Uma geometria privada: McArthur Binion e Sol LeWitt na Galeria De Carlo, em Milão
Bastariam os Wall Drawings de Sol LeWitt (1928-2007) para fazer valer a pena visitar a nova exposição que a galeria milanesa Massimo De Carlo dedica ao grande artista minimalista, em diálogo com o seu colega McArthur Binion (n.1946).
Trata-se, sem sombra de dúvida, de uma exposição que poderíamos tranquilamente definir como uma joia “museal”, seja pela grande qualidade das obras expostas, seja porque não é todos os dias que encontramos dois nomes superlativos reunidos num espaço “privado”, como é a Casa Corbellini Wassermann, sede italiana da De Carlo.
Impressionante é a obra Altar, de Binion (2020), realizada para a sua mostra individual no Museo del Novecento de Florença, no ano passado, aqui reexposta. Com quase quatro metros de altura por três de largura e concebida originalmente como uma pala de altar, a grande “tela” é formada pelo caderno de moradas desmembrado que o artista usou nos anos 1970, encaixado em milhares de quadrados traçados com pastel a óleo.
McArthur Binion partilha com LeWitt o uso da geometria, mas no seu caso específico a “grelha” é definida – nas próprias palavras do artista – como uma situação de underconscious, capaz de transformar em abstração pedaços de vida pessoal: fotografias, retratos, números de telefone, até a certidão de nascimento. Trata-se de um processo metafórico para fazer entrar oficialmente no mundo do “xadrez da arte” a sua identidade afro-americana. Não é por acaso que Binion criou, em 2019, na cidade de Detroit, a fundação Modern: Ancient: Brown, para suster e encorajar as expressões criativas das minorias.
De facto, os dois, Binion e LeWitt, estão determinados em libertar a pintura dos seus próprios confins. Enquanto LeWitt se expande no ambiente, desafiando a arquitetura, Binion constrói orgãos arquitetónicos para contê-la.
Ao passo que Binion utiliza o seu DNA – nome da série de obras expostas na galeria Massimo De Carlo -, eis que LeWitt quer eliminar a ideia de autoria, impondo regras básicas a quem realiza as suas pinturas murais. Um exemplo perfeito dessa modalidade criativa é Wall Drawing #387, idealizado em 1981: o artista oferece uma lista preestabelecida de símbolos lineares a utilizar; porém, o número e a posição que eles ocuparão no momento da criação da obra é da escolha de quem executa o processo.

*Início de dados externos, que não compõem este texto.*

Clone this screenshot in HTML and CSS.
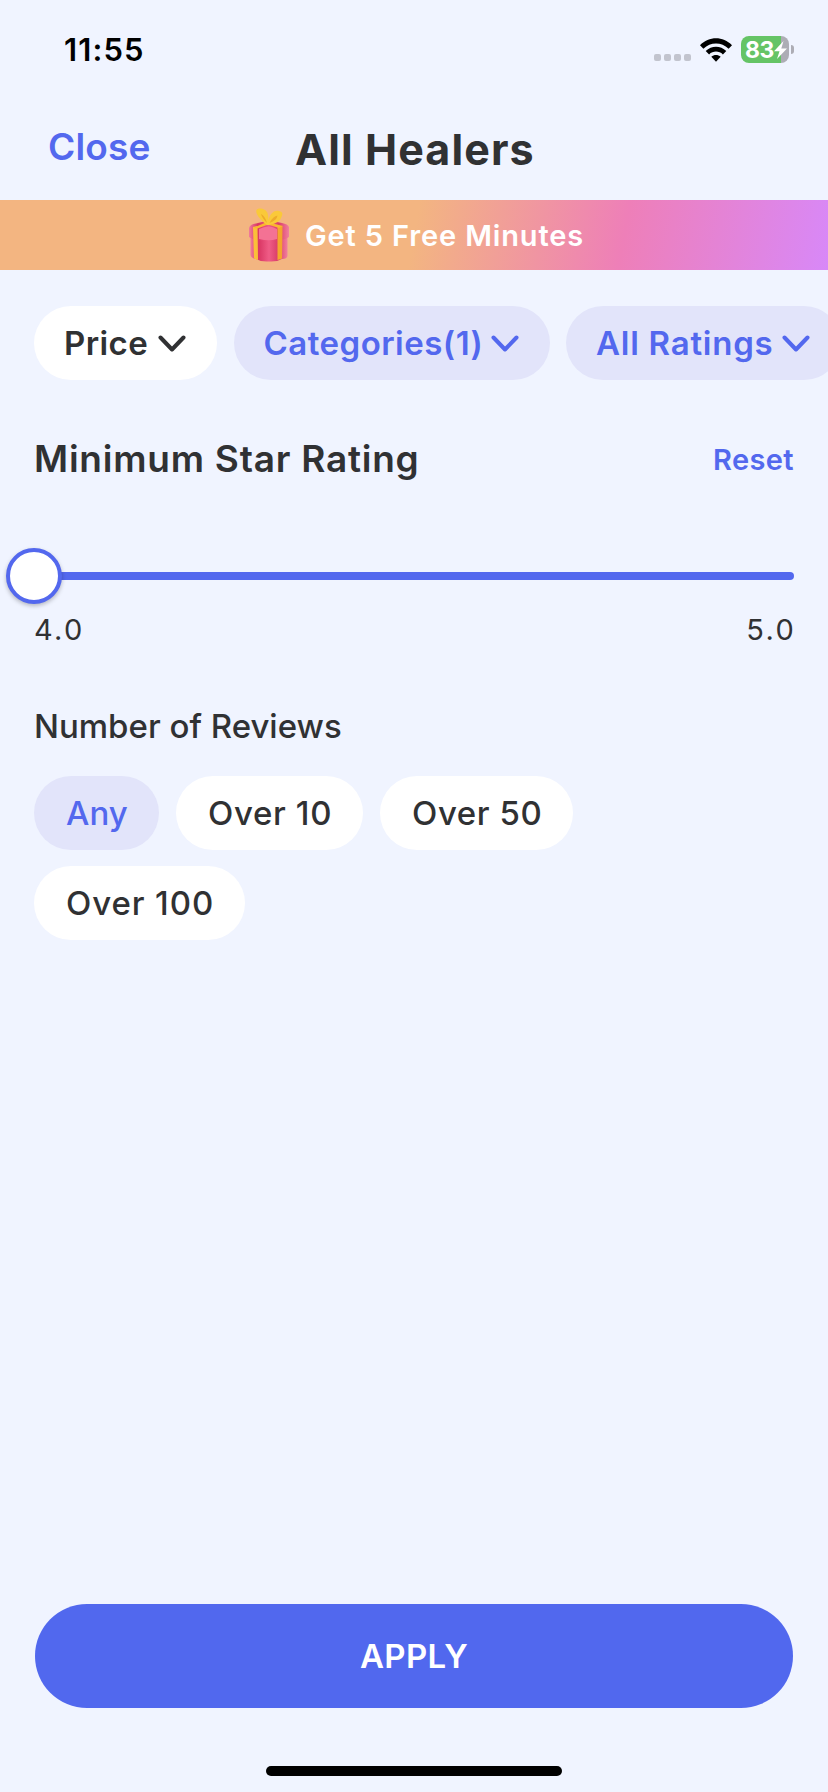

Mas o pertencer a Nova Iorque é também um dos fatores que une os traços artísticos de LeWitt e Binion: a obra de LeWitt, Horizontal Progression, de 1991, é uma grande escultura branca focada na primitiva estrutura arquitetónica da zigurate como modelo da urbanística moderna – própria do desenvolvimento da “Big Apple” a partir da década de 1910, tema ao qual o artista dedicou um artigo em 1966. Continuando nesse sentido, ou seja, da “grelha”, como não ver nas superfícies de Binion as ruas e as avenidas de Manhattan?
Aparentemente desligadas entre si, as obras dos artistas dispostas nas salas da galeria, quando vistas às claras, revelam um diálogo muito mais fechado do que se possa imaginar.
Mesmo tendo os criadores a vontade de “desaparecer”, de ficar “anónimos” em favor das suas próprias criações, a arte minimalista e conceptual de LeWitt e de Binion é profundamente pessoal e traz consigo o poder de contar uma história universal, para além da linguagem linear. De facto, a geometria é uma abstração, mas bem profunda.
McArthur Binion – Sol LeWitt está patente até ao dia 15 de janeiro de 2022 na galeria Massimo De Carlo, viale Lombardia 17, em Milão.